Systemic issues: Better Enforcement Programme
In addition to evidence found in specific enforcement reviews we also found that whatever the sector examined and whichever regulator was responsible for it, a group of the same issues kept coming up. In addition to sectoral issues, we found cross cutting or systemic problems common across the piece. We found:
- regulators failing to see businesses as stakeholders
- regulators lacking knowledge of the businesses they regulate
- inconsistent, disproportionate enforcement decisions
- a lack of clear, consistent advice
- regulators failing to consider the impact of their decisions in terms of growth
- a lack of effective appeals processes
- perverse incentives created by regulator fees and charges regimes
In response the government announced in the 2012 Autumn Statement a package of measures to bring about necessary reforms. The key 5 projects of the Better Enforcement Programme are:
- introduction of a new Regulators’ Code
- introduction of a legal ‘growth duty’ to ensure that economic growth forms a part of regulators’ decision-making
- a new initiative: Accountability for Regulator Impact
- a review of regulators appeals processes
- removal of perverse financial incentives from regulators
There are so far 57 non-economic regulators in scope of the programme with a combined budget of just under £2 billion and equivalent to 25,000 employees.
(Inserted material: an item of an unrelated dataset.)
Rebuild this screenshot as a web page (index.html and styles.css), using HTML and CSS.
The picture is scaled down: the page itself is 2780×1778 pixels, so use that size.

In the current economic climate, this is a huge resource with the power to help or hinder business.
Focus on Enforcement and the Red Tape Challenge have shown it is possible to get a clear picture of the impact on a sector of regulation and its enforcement within a few weeks and identify areas for significant improvement. These initiatives highlight the benefit of new challenge in areas which cut across multiple regulatory regimes.